Two offshore milk pools, in Chile and Australia, are now subject to reviews of Fonterra ownership.

He says a process to divest the Soprole-Prolesur investment in Chile has already begun.

Fonterra Australia sits within strategy and is an important export market for NZ milk, especially in foodservice products and advanced ingredients.

“We are considering the most appropriate ownership structure for this business – one option is an initial public offering, but we retain a significant stake,” he said.

Hurrell says NZ has a unique position as the lowest carbon-producing dairy nation from a pasture base, with high animal welfare standards and efficiency of scale.

“We can’t slow down now. Customers want to know where their food comes from and the environment impact it leaves and a farmer’s livelihood relies on a stable climate and healthy ecosystems,” he said.

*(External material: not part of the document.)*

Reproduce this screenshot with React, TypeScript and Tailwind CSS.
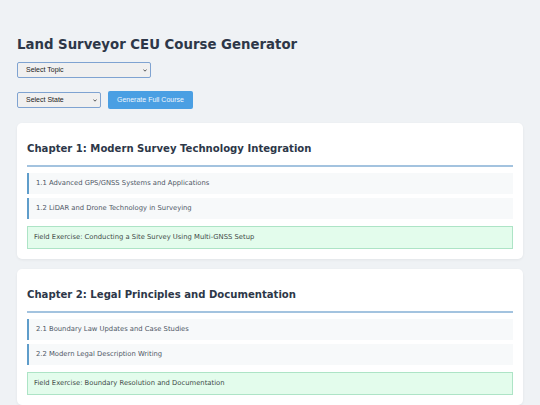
import React from "react";

type Chapter = {
  title: string;
  lessons: string[];
  exercise: string;
};

const chapters: Chapter[] = [
  {
    title: "Chapter 1: Modern Survey Technology Integration",
    lessons: [
      "1.1 Advanced GPS/GNSS Systems and Applications",
      "1.2 LiDAR and Drone Technology in Surveying",
    ],
    exercise: "Field Exercise: Conducting a Site Survey Using Multi-GNSS Setup",
  },
  {
    title: "Chapter 2: Legal Principles and Documentation",
    lessons: [
      "2.1 Boundary Law Updates and Case Studies",
      "2.2 Modern Legal Description Writing",
    ],
    exercise: "Field Exercise: Boundary Resolution and Documentation",
  },
];

const SmallSelect = ({ label, width }: { label: string; width: string }) => {
  return (
    <div className={`relative ${width} h-[16px]`}>
      <select className="block appearance-none w-full h-full border border-[#7fa3d1] rounded-[2px] bg-[#f0f0f0] pl-[8px] pr-[12px] text-[7px] leading-[14px] text-[#222]">
        <option>{label}</option>
      </select>
      <svg
        className="absolute right-[4px] top-[7px] pointer-events-none"
        width="4"
        height="3"
        viewBox="0 0 4 3"
      >
        <path d="M0.4 0.5 L2 2.2 L3.6 0.5" fill="none" stroke="#333" strokeWidth="0.8" />
      </svg>
    </div>
  );
};

const ChapterCard = ({ chapter }: { chapter: Chapter }) => {
  return (
    <div className="bg-white rounded-[5px] px-[10px] pt-[20px] pb-[10px] shadow-[0_1px_3px_rgba(0,0,0,0.06)]">
      <h2 className="text-[10.1px] leading-[normal] font-bold text-[#2d3748] pb-[11px] border-b-2 border-[#a3c3df]">
        {chapter.title}
      </h2>
      <div className="mt-[6px] flex flex-col gap-[4px]">
        {chapter.lessons.map((lesson) => (
          <div
            key={lesson}
            className="h-[21px] flex items-center pl-[7px] border-l-2 border-[#5f9dca] bg-[#f7f9fa] text-[6.8px] text-[#4f5866]"
          >
            {lesson}
          </div>
        ))}
      </div>
      <div className="mt-[7px] h-[23px] flex items-center px-[6px] border border-[#ade4c6] bg-[#e3fcec] text-[6.8px] text-[#3f4b48]">
        {chapter.exercise}
      </div>
    </div>
  );
};

const App = () => {
  return (
    <div
      className="min-h-screen bg-[#eff2f5] px-[17px] pt-[37px] pb-[10px]"
      style={{ fontFamily: '"DejaVu Sans", Verdana, sans-serif' }}
    >
      <h1 className="text-[13.3px] leading-[normal] font-bold text-[#2d3748]">
        Land Surveyor CEU Course Generator
      </h1>

      <div
        className="mt-[10px] flex flex-col gap-[13px]"
        style={{ fontFamily: '"Liberation Sans", Arial, sans-serif' }}
      >
        <SmallSelect label="Select Topic" width="w-[134px]" />
        <div className="flex items-center gap-[7px]">
          <SmallSelect label="Select State" width="w-[84px]" />
          <button className="h-[18px] px-[9px] rounded-[2px] bg-[#4a9fe3] text-[7px] text-[#eef6fd]">
            Generate Full Course
          </button>
        </div>
      </div>

      <div className="mt-[14px] flex flex-col gap-[10px]">
        {chapters.map((chapter) => (
          <ChapterCard key={chapter.title} chapter={chapter} />
        ))}
      </div>
    </div>
  );
};

export default App;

Fonterra will invest $1b over the next decade in reducing its carbon emissions and improving water efficiency and treatment in manufacturing.

To retain the relative carbon footprint advantage against northern hemisphere farming systems, NZ must solve the enteric methane challenge.

The world population will grow by 800 million in 10 years and more than five billion will be middle class and keen and able to afford dairy products.

Steady demand growth of 2% annually means the fundamentals of NZ milk continue to loom strong.

“The world wants what we’ve got – sustainably produced, high-quality, nutritious milk,” he said.

“We require the right capital structure to ensure we don’t lose the benefits of what generations of farmers have built – a NZ dairy co-operative of scale.”